(begin)

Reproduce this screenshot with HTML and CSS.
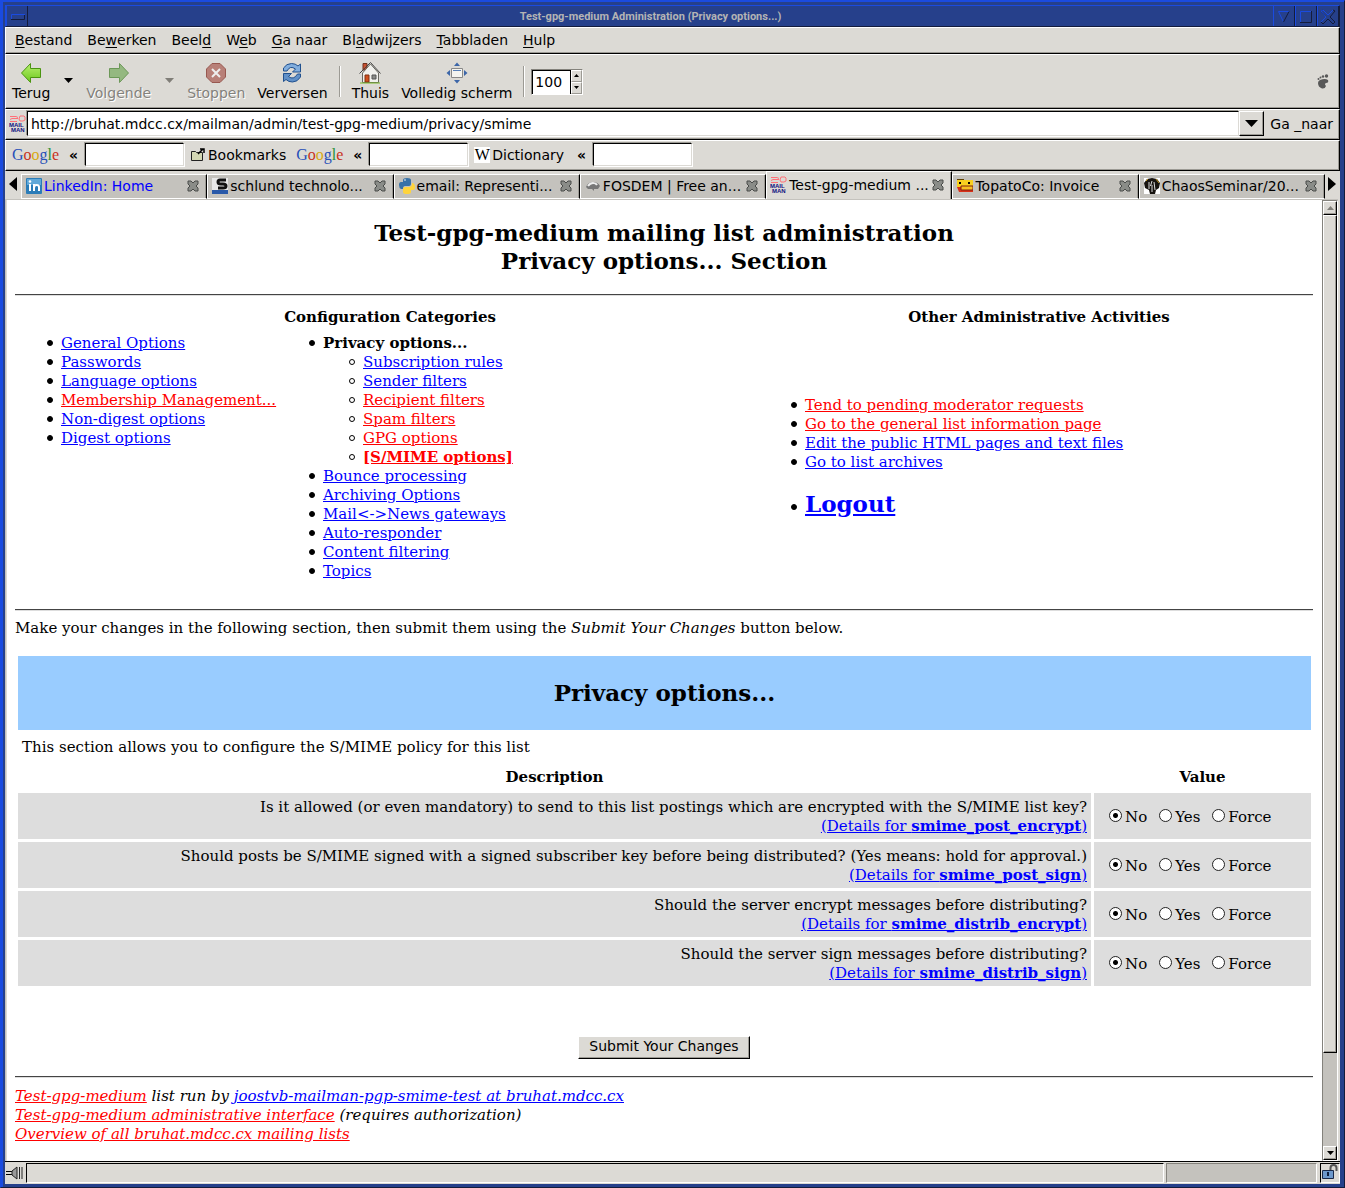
FILE: index.html
```html
<!DOCTYPE html>
<html lang="nl">
<head>
<meta charset="utf-8">
<title>Test-gpg-medium Administration (Privacy options...)</title>
<link rel="stylesheet" href="styles.css">
</head>
<body>
<svg width="0" height="0" class="defs" aria-hidden="true">
  <defs>
    <linearGradient id="green" x2="0" y2="1"><stop offset="0" stop-color="#b8f070"/><stop offset="1" stop-color="#6cc81c"/></linearGradient>
    <symbol id="close" viewBox="0 0 12 12"><path d="M1 1h3l2 2 2-2h3v3L9 6l2 2v3H8L6 9l-2 2H1V8l2-2-2-2z" fill="#8a8c88" stroke="#4a4c4a"/></symbol>
    <symbol id="mailman" viewBox="0 0 17 17"><path d="M1 1.500h6l2 1M1 4.500l2-1h6M1 6.500h7M11 1h4l1 1v3l-2 1h-3l-1-2z" fill="none" stroke="#ff7078"/><text x="0" y="11.500" class="tiny">MAIL</text><text x="2" y="17" class="tiny">MAN</text></symbol>
  </defs>
</svg>
<div class="frame">
<header class="titlebar">
  <button class="wm" aria-label="Venstermenu"><svg width="20" height="20"><path d="M4.500 13V8.500H18" fill="none" stroke="#1a4be0"/><path d="M4 13.500h13.500V9" fill="none" stroke="#141c3c"/></svg></button>
  <h1>Test-gpg-medium Administration (Privacy options...)</h1>
  <button class="wm" aria-label="Minimaliseren"><svg width="20" height="20"><path d="M15 5.500H4.500L9.500 16" fill="none" stroke="#1a4be0"/><path d="M9.500 16L15 5.500" fill="none" stroke="#141c3c"/></svg></button>
  <button class="wm" aria-label="Maximaliseren"><svg width="20" height="20"><path d="M4.500 16V5.500H16" fill="none" stroke="#1a4be0"/><path d="M4 16.500h11.500V5" fill="none" stroke="#141c3c"/></svg></button>
  <button class="wm" aria-label="Sluiten"><svg width="20" height="20"><path d="M3 5l2-1 5 5 5-5 2 1-5 6 5 5-2 2-5-5-5 5-2-2 5-5z" fill="none" stroke="#141c3c"/><path d="M3 16l5-5-5-6 2-1 5 5 5-5" fill="none" stroke="#1a4be0"/></svg></button>
</header>
<div class="app">
<nav class="bar menubar">
  <a href="#"><u>B</u>estand</a><a href="#">Be<u>w</u>erken</a><a href="#">Beel<u>d</u></a><a href="#">W<u>e</u>b</a><a href="#"><u>G</u>a naar</a><a href="#">Bl<u>a</u>dwijzers</a><a href="#"><u>T</u>abbladen</a><a href="#"><u>H</u>ulp</a>
</nav>
<div class="bar toolbar">
  <button class="tool"><svg width="22" height="22"><path d="M1.500 11l9-9.500v5h10v9h-10v5z" fill="url(#green)" stroke="#4a9410"/></svg>Terug</button>
  <button class="drop" aria-label="Terug: geschiedenis"><svg width="9" height="5"><path d="M0 0h9L4.500 5z"/></svg></button>
  <button class="tool" disabled><svg width="22" height="22"><path d="M20.500 11l-9-9.500v5h-10v9h10v5z" fill="#94b880" stroke="#6c9858"/></svg>Volgende</button>
  <button class="drop" disabled aria-label="Volgende: geschiedenis"><svg width="9" height="5"><path d="M0 0h9L4.500 5z" fill="#807e78"/></svg></button>
  <button class="tool" disabled><svg width="22" height="22"><path d="M7 1.500h8l5.500 5.500v8L15 20.500H7L1.500 15V7z" fill="#b88078" stroke="#985850"/><path d="M7 7l8 8M15 7l-8 8" stroke="#eee" stroke-width="2"/></svg>Stoppen</button>
  <button class="tool"><svg width="22" height="22"><path d="M2.500 9V6q3-4.500 8-4.500 4 0 6.500 2.500l2.500-2v8h-8l3-3Q9 3 6 9z" fill="#82aede" stroke="#20508e"/><path d="M19.500 12v3q-3 5-8 5-4 0-6.500-2.500l-2.500 2v-8h8l-3 3q5 4 9-2.500z" fill="#6090c8" stroke="#20508e"/></svg>Verversen</button>
  <span class="sep"></span>
  <button class="tool"><svg width="22" height="22"><path d="M4 1.500h4V8H4z" fill="#c85030" stroke="#70301c"/><path d="M3.500 11v9.500h16V11l-8-9z" fill="#f0f0ec" stroke="#686860"/><path d="M.5 11.500l11-11 10 11" fill="none" stroke="#444" stroke-width="1"/><path d="M6 13h4v7H6z" fill="#d05020" stroke="#803010"/><path d="M13 13h4v4h-4z" fill="#8a8c88" stroke="#555"/><path d="M1 21h20" stroke="#78b828"/></svg>Thuis</button>
  <button class="tool"><svg width="22" height="22"><path d="M8 4l3-3.500L14 4zM8 18l3 3.500 3-3.500zM4 8L.5 11 4 14zM18 8l3.500 3-3.500 3z" fill="#3c66a8"/><path d="M5.500 6.500h11v9h-11z" fill="#f4f4f0" stroke="#888"/><path d="M7 8.500h8" stroke="#5880b8"/></svg>Volledig scherm</button>
  <span class="sep"></span>
  <div class="spin"><input type="text" value="100" aria-label="Zoom"><div class="steps"><button aria-label="Groter"><svg width="5" height="3"><path d="M0 3h5L2.500 0z"/></svg></button><button aria-label="Kleiner"><svg width="5" height="3"><path d="M0 0h5L2.500 3z"/></svg></button></div></div>
  <svg class="foot" width="12" height="15" fill="#585858"><path d="M3 6q5-2 8 0 1 3-2 3-2 1 0 3-1 3-4 2.500Q1 13 1 9q0-2 2-3z"/><circle cx="9.500" cy="2" r="1.700"/><circle cx="6" cy="2.500" r="1.200"/><circle cx="3.500" cy="3.500" r="1"/><circle cx="1.500" cy="5" r="1"/></svg>
</div>
<form class="bar location">
  <svg width="17" height="17" aria-hidden="true"><use href="#mailman"/></svg>
  <input type="text" class="url" aria-label="Adres" value="http://bruhat.mdcc.cx/mailman/admin/test-gpg-medium/privacy/smime">
  <button type="button" class="raised" aria-label="Adressen"><svg width="13" height="7"><path d="M0 0h13L6.500 7z"/></svg></button>
  <button type="button" class="plain">Ga _naar</button>
</form>
<form class="bar bookmarks">
  <label class="google" for="s1"><i class="b">G</i><i class="r">o</i><i class="y">o</i><i class="b">g</i><i class="g">l</i><i class="r">e</i></label><span class="laquo">«</span><input type="text" id="s1">
  <a class="mark" href="#"><svg width="15" height="14"><path d="M1.500 3.500h4l1 1h6v8h-11z" fill="#d4d8b4" stroke="#222"/><path d="M8 6l5-5M10 1h4v4" fill="none" stroke="#000" stroke-width="1.500"/></svg>Bookmarks</a>
  <label class="google" for="s2"><i class="b">G</i><i class="r">o</i><i class="y">o</i><i class="b">g</i><i class="g">l</i><i class="r">e</i></label><span class="laquo">«</span><input type="text" id="s2">
  <label class="mark dict" for="s3"><span class="w">W</span>Dictionary</label><span class="laquo">«</span><input type="text" id="s3">
</form>
<nav class="tabs">
  <button class="scroll" aria-label="Vorige tabs"><svg width="8" height="14"><path d="M8 0v14L0 7z"/></svg></button>
  <div class="tablist">
    <a class="tab fresh" href="#"><svg width="16" height="16"><rect width="16" height="16" rx="1" fill="#2a7cb8"/><rect x="1" y="1" width="14" height="6" fill="#60a8d8"/><path d="M4 6v7M8 13V6M8 10q0-3 2.500-3T13 9v4" stroke="#fff" stroke-width="2" fill="none"/><circle cx="4" cy="3.500" r="1.300" fill="#fff"/></svg><span>LinkedIn: Home</span><svg width="12" height="12"><use href="#close"/></svg></a>
    <a class="tab" href="#"><svg width="16" height="16"><rect width="16" height="12" fill="#e8e8e8"/><rect y="12" width="16" height="4" fill="#2858a8"/><path d="M14 2H8Q6 2 6 4t3 2h2q3 0 3 2t-3 2H6" stroke="#111" stroke-width="3" fill="none"/></svg><span>schlund technolo...</span><svg width="12" height="12"><use href="#close"/></svg></a>
    <a class="tab" href="#"><svg width="16" height="16"><path d="M4 4V2q0-2 4-2t4 2v4q0 2-2 2H6q-2 0-2 3H2q-2-1-2-4t2-3h6z" fill="#3872a8"/><path d="M12 12v2q0 2-4 2t-4-2v-3q0-2 2-2h4q3 0 3-4h1q2 1 2 4t-2 3H8z" fill="#ffd43c"/><circle cx="6" cy="2" r=".8" fill="#fff"/></svg><span>email: Representi...</span><svg width="12" height="12"><use href="#close"/></svg></a>
    <a class="tab" href="#"><svg width="16" height="16"><path d="M1 9q2-5 7-5t7 4l-2 3H9v2L7 11H3z" fill="#777"/><path d="M3 8q2-3 5-3t4 2" stroke="#eee" stroke-width="2" fill="none"/></svg><span>FOSDEM | Free an...</span><svg width="12" height="12"><use href="#close"/></svg></a>
    <a class="tab active" href="#" aria-current="page"><svg width="17" height="17"><use href="#mailman"/></svg><span>Test-gpg-medium ...</span><svg width="12" height="12"><use href="#close"/></svg></a>
    <a class="tab" href="#"><svg width="16" height="16"><path d="M0 2h16v7H0z" fill="#f8d020"/><path d="M0 9h16v5H2z" fill="#d83018"/><path d="M4 8h12v4H4z" fill="#f8c020" stroke="#802010"/><rect x="2" y="4" width="2" height="2"/><rect x="11" y="4" width="2" height="2"/><path d="M0 1.500h7" stroke="#604000"/></svg><span>TopatoCo: Invoice</span><svg width="12" height="12"><use href="#close"/></svg></a>
    <a class="tab" href="#"><svg width="16" height="16"><rect width="16" height="16" fill="#fff"/><path d="M3 1l5-1 5 1 3 4-1 5-3 2-1 4H6l-1-4-4-2-1-5z" fill="#181410"/><path d="M5 4v7M8 3L6.500 8M10 4l1 8M8 7v7" stroke="#ddd" stroke-width="1"/><path d="M2 3l2-2M12 1l3 4" stroke="#b89020"/></svg><span>ChaosSeminar/20...</span><svg width="12" height="12"><use href="#close"/></svg></a>
  </div>
  <button class="scroll" aria-label="Volgende tabs"><svg width="8" height="14"><path d="M0 0v14l8-7z"/></svg></button>
</nav>
<div class="view">
<main>
  <h2>Test-gpg-medium mailing list administration<br>Privacy options... Section</h2>
  <hr>
  <div class="categories">
    <section>
      <h3>Configuration Categories</h3>
      <div class="lists">
        <ul>
          <li><a href="#">General Options</a></li>
          <li><a href="#">Passwords</a></li>
          <li><a href="#">Language options</a></li>
          <li><a href="#" class="seen">Membership Management...</a></li>
          <li><a href="#">Non-digest options</a></li>
          <li><a href="#">Digest options</a></li>
        </ul>
        <ul>
          <li><b>Privacy options...</b>
            <ul>
              <li><a href="#">Subscription rules</a></li>
              <li><a href="#">Sender filters</a></li>
              <li><a href="#" class="seen">Recipient filters</a></li>
              <li><a href="#" class="seen">Spam filters</a></li>
              <li><a href="#" class="seen">GPG options</a></li>
              <li><a href="#" class="seen"><b>[S/MIME options]</b></a></li>
            </ul>
          </li>
          <li><a href="#">Bounce processing</a></li>
          <li><a href="#">Archiving Options</a></li>
          <li><a href="#">Mail&lt;-&gt;News gateways</a></li>
          <li><a href="#">Auto-responder</a></li>
          <li><a href="#">Content filtering</a></li>
          <li><a href="#">Topics</a></li>
        </ul>
      </div>
    </section>
    <section class="other">
      <h3>Other Administrative Activities</h3>
      <ul>
        <li><a href="#" class="seen">Tend to pending moderator requests</a></li>
        <li><a href="#" class="seen">Go to the general list information page</a></li>
        <li><a href="#">Edit the public HTML pages and text files</a></li>
        <li><a href="#">Go to list archives</a></li>
        <li class="logout"><a href="#">Logout</a></li>
      </ul>
    </section>
  </div>
  <hr>
  <p>Make your changes in the following section, then submit them using the <em>Submit Your Changes</em> button below.</p>
  <form>
    <div class="options">
    <h2 class="band">Privacy options...</h2>
    <p class="intro">This section allows you to configure the S/MIME policy for this list</p>
    <table>
      <thead><tr><th>Description</th><th class="value">Value</th></tr></thead>
      <tbody>
        <tr><td>Is it allowed (or even mandatory) to send to this list postings which are encrypted with the S/MIME list key?<br><a href="#">(Details for <b>smime_post_encrypt</b>)</a></td>
          <td class="value"><div class="choices"><label><input type="radio" name="pe" checked>No</label><label><input type="radio" name="pe">Yes</label><label><input type="radio" name="pe">Force</label></div></td></tr>
        <tr><td>Should posts be S/MIME signed with a signed subscriber key before being distributed? (Yes means: hold for approval.)<br><a href="#">(Details for <b>smime_post_sign</b>)</a></td>
          <td class="value"><div class="choices"><label><input type="radio" name="ps" checked>No</label><label><input type="radio" name="ps">Yes</label><label><input type="radio" name="ps">Force</label></div></td></tr>
        <tr><td>Should the server encrypt messages before distributing?<br><a href="#">(Details for <b>smime_distrib_encrypt</b>)</a></td>
          <td class="value"><div class="choices"><label><input type="radio" name="de" checked>No</label><label><input type="radio" name="de">Yes</label><label><input type="radio" name="de">Force</label></div></td></tr>
        <tr><td>Should the server sign messages before distributing?<br><a href="#">(Details for <b>smime_distrib_sign</b>)</a></td>
          <td class="value"><div class="choices"><label><input type="radio" name="ds" checked>No</label><label><input type="radio" name="ds">Yes</label><label><input type="radio" name="ds">Force</label></div></td></tr>
      </tbody>
    </table>
    </div>
    <button type="button" class="submit">Submit Your Changes</button>
  </form>
  <hr>
  <address><a href="#" class="seen">Test-gpg-medium</a> list run by <a href="#">joostvb-mailman-pgp-smime-test at bruhat.mdcc.cx</a><br>
  <a href="#" class="seen">Test-gpg-medium administrative interface</a> (requires authorization)<br>
  <a href="#" class="seen">Overview of all bruhat.mdcc.cx mailing lists</a></address>
</main>
<div class="scrollbar">
  <button aria-label="Omhoog"><svg width="7" height="4"><path d="M0 4h7L3.500 0z" fill="#807e78"/></svg></button>
  <div class="track"><div class="thumb"></div></div>
  <button aria-label="Omlaag"><svg width="7" height="4"><path d="M0 0h7L3.500 4z"/></svg></button>
</div>
</div>
<footer class="status">
  <svg width="18" height="14"><path d="M1 5.500h6M1 8.500h6" stroke="#000"/><path d="M7 5l5-4v12L7 9z" fill="#999" stroke="#222"/><path d="M14.500 1v12M17 1v12" stroke="#222"/><path d="M13.500 2v10" stroke="#ddd"/></svg>
  <div class="message"></div>
  <div class="progress"></div>
  <div class="secure"><svg width="18" height="17"><path d="M9.500 8V4q0-3 3-3t3 3v3" fill="none" stroke="#555" stroke-width="2"/><path d="M1.500 6.500h11v8h-11z" fill="#6c98cc" stroke="#182848"/><path d="M7 8v4" stroke="#102040" stroke-width="2"/></svg></div>
</footer>
</div>
</div>
</body>
</html>
```
FILE: styles.css
```css
*, ::before { box-sizing: border-box; }
body { margin: 0; background: #26408b; color: #000; font: 14px/18px "DejaVu Sans", sans-serif; }
.defs { position: absolute; }
svg { flex: none; }
button { margin: 0; padding: 0; border: 0; background: none; color: inherit; font: inherit; }
input { margin: 0; font: inherit; border-radius: 0; }
.tiny { font: bold 6px "Liberation Sans", sans-serif; fill: #101080; }

.frame { min-height: 100vh; display: flex; flex-direction: column; padding: 4px 4px 3px; border: 1px solid; border-color: #1a4be0 #141c3c #141c3c #1a4be0; box-shadow: inset 2px 1px #1a4be0; }
.titlebar { display: flex; height: 22px; border: 1px solid; border-color: #1a4be0 #141c3c #141c3c #1a4be0; background: #26408b; }
.titlebar h1 { flex: 1; margin: 0; color: #b4b4b4; font: bold 11px/22px Roboto, sans-serif; text-align: center; }
.wm { width: 22px; border-left: 1px solid #1a4be0; border-right: 1px solid #141c3c; }
.wm svg { display: block; }
.app { flex: 1; display: flex; flex-direction: column; background: #dcdad5; }

.bar { display: flex; align-items: center; border: 1px solid; border-color: #fff #000 #000 #fff; box-shadow: inset -1px -1px #9c9a94; padding-bottom: 2px; }
.menubar { height: 27px; gap: 15px; padding-left: 9px; }
.menubar a, .mark, .tab { color: #000; text-decoration: none; }
.menubar u { text-underline-offset: 2px; }
.toolbar { height: 55px; padding: 0 10px 0 6px; }
.tool { display: flex; flex-direction: column; align-items: center; white-space: nowrap; }
.tool + .tool { margin-left: 12px; }
.tool:disabled { color: #84827c; text-shadow: 1px 1px #fff; }
.drop { width: 36px; height: 8px; display: flex; justify-content: center; }
.sep { width: 2px; height: 31px; margin: 0 11px; border-left: 1px solid #9c9a94; border-right: 1px solid #fff; }
.sep + .spin { margin-left: -5px; }
.spin { display: flex; height: 26px; border: 1px solid; border-color: #84827c #fff #fff #84827c; }
.spin input { width: 38px; padding: 0 2px; border: solid #000; border-width: 1px 0 0 1px; }
.steps { display: flex; flex-direction: column; width: 12px; border-left: 1px solid #000; }
.steps button { flex: 1; display: flex; align-items: center; justify-content: center; border: 1px solid; border-color: #fff #9c9a94 #9c9a94 #fff; }
.foot { margin-left: auto; }
.location { height: 31px; padding: 0 6px 2px 3px; }
.url { flex: 1; min-width: 0; height: 25px; margin-left: 1px; padding: 0 3px; }
.url, .bookmarks input { border: 1px solid; border-color: #000 #dcdad5 #dcdad5 #000; background: #fff; box-shadow: 1px 1px #fff, -1px -1px #9c9a94; }
.raised { display: flex; align-items: center; justify-content: center; width: 25px; height: 25px; margin-right: 6px; border: 1px solid; border-color: #fff #000 #000 #fff; box-shadow: inset -1px -1px #9c9a94; }
.bookmarks { height: 31px; padding-left: 6px; }
.bookmarks input { width: 99px; height: 23px; }
.google { width: 46px; font: 16px/20px "Liberation Serif", serif; }
.google i { font-style: normal; }
.b { color: #2850b8; } .r { color: #c83020; } .y { color: #d8a810; } .g { color: #289038; }
.laquo { width: 27px; padding-left: 4px; text-align: center; font-weight: bold; }
.mark { display: flex; align-items: center; gap: 3px; margin: 0 10px 0 6px; }
.dict { margin-right: 2px; gap: 2px; }
.w { width: 16px; height: 16px; background: #fff; font: 16px/16px "Liberation Serif", serif; text-align: center; }

.tabs { display: flex; height: 28px; padding-right: 1px; }
.scroll { width: 16px; padding-top: 6px; display: flex; justify-content: center; }
.scroll:last-child { width: 14px; }
.tablist { flex: 1; display: grid; grid-template-columns: repeat(7, minmax(0, 1fr)); align-items: end; }
.tab { display: flex; align-items: center; gap: 2px; height: 25px; padding: 0 7px 2px 4px; background: #c4c2bd; border: 1px solid; border-color: #fff #000 #fff #fff; box-shadow: inset -1px 0 #9c9a94; white-space: nowrap; }
.tab span { flex: 1; }
.tab.active { height: 28px; padding: 0 7px 2px 3px; background: #dcdad5; border-bottom: 0; }
.tab.fresh { color: #00f; }

.view { flex: 1; display: flex; margin-right: 2px; border-left: 1px solid #c4c2bd; border-top: 1px solid #c4c2bd; }
main { flex: 1; min-width: 0; margin-left: 1px; padding: 19px 9px 16px 8px; background: #fff; font: 15px/19px "DejaVu Serif", serif; }
main h2 { margin: 0 0 19px; font-size: 23px; line-height: 28px; text-align: center; }
hr { margin: 0; height: 2px; border: 0; border-top: 1px solid #444; background: #ddd; }
a { color: #00f; }
a.seen { color: #f00; }
h3 { margin: 0; padding: 12px 0 7px; font-size: 15px; text-align: center; }
.categories { display: grid; grid-template-columns: 750fr 548fr; padding-bottom: 28px; }
.lists { display: grid; grid-template-columns: 262px 1fr; }
ul { margin: 0; padding-left: 40px; list-style: none; }
li { white-space: nowrap; }
li::before { content: ""; display: inline-block; width: 6px; height: 6px; margin: 0 8px 0 -14px; border: 1px solid #000; border-radius: 50%; background: #000; vertical-align: 2px; }
li li::before { background: none; }
.lists > ul { padding-left: 46px; }
.other { display: flex; flex-direction: column; }
.other ul { margin: auto 0; }
.logout { padding: 18px 0 2px; }
.logout a { font-size: 23px; font-weight: bold; line-height: 28px; }
main p { margin: 8px 0 18px; }
.options { padding: 0 2px 0 3px; }
main .band { margin: 0; padding: 23px 0; background: #99ccff; }
.options .intro { margin: 8px 4px 7px; }
table { width: calc(100% + 6px); margin: 0 -3px; border-spacing: 3px; }
th { padding: 1px 4px 3px; }
td { padding: 5px 4px 3px; background: #ddd; text-align: right; }
.value { width: 217px; }
.choices { display: flex; gap: 12px; padding-left: 11px; }
.choices label { display: flex; align-items: center; gap: 3px; }
input[type=radio] { appearance: none; width: 13px; height: 13px; margin-bottom: 3px; border: 1px solid #222; border-radius: 50%; background: #fff; }
input[type=radio]:checked { background: radial-gradient(circle, #000 0 2px, #fff 3px); }
.submit { display: block; margin: 47px auto 17px; padding: 0 10px 2px; height: 23px; background: #dcdad5; border: 1px solid; border-color: #fff #000 #000 #fff; box-shadow: inset -1px -1px #9c9a94; font: 14px/19px "DejaVu Sans", sans-serif; }
address { margin-top: 9px; }
.scrollbar { display: flex; flex-direction: column; width: 16px; border: 1px solid; border-color: #84827c #fff #fff #84827c; background: #c4c2bd; }
.scrollbar button, .thumb { border: 1px solid; border-color: #fff #000 #000 #fff; background: #dcdad5; box-shadow: inset -1px -1px #9c9a94; }
.scrollbar button { display: flex; align-items: center; justify-content: center; height: 14px; }
.track { flex: 1; }
.thumb { height: 90%; }

.status { display: flex; align-items: center; height: 23px; border-top: 1px solid #000; }
.status div { height: 20px; border: 1px solid; border-color: #000 #fff #fff #000; }
.status .message { flex: 1; margin-left: 3px; }
.status .progress { width: 151px; margin: 0 3px 0 2px; background: #c4c2bd; border-color: #84827c #fff #fff #84827c; }
```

(end)

**What you are asked to do:**
Note every line above where the string "this" shows up, and copy those lines.

**Task output:**
Reproduce this screenshot with HTML and CSS.
    <p class="intro">This section allows you to configure the S/MIME policy for this list</p>
        <tr><td>Is it allowed (or even mandatory) to send to this list postings which are encrypted with the S/MIME list key?<br><a href="#">(Details for <b>smime_post_encrypt</b>)</a></td>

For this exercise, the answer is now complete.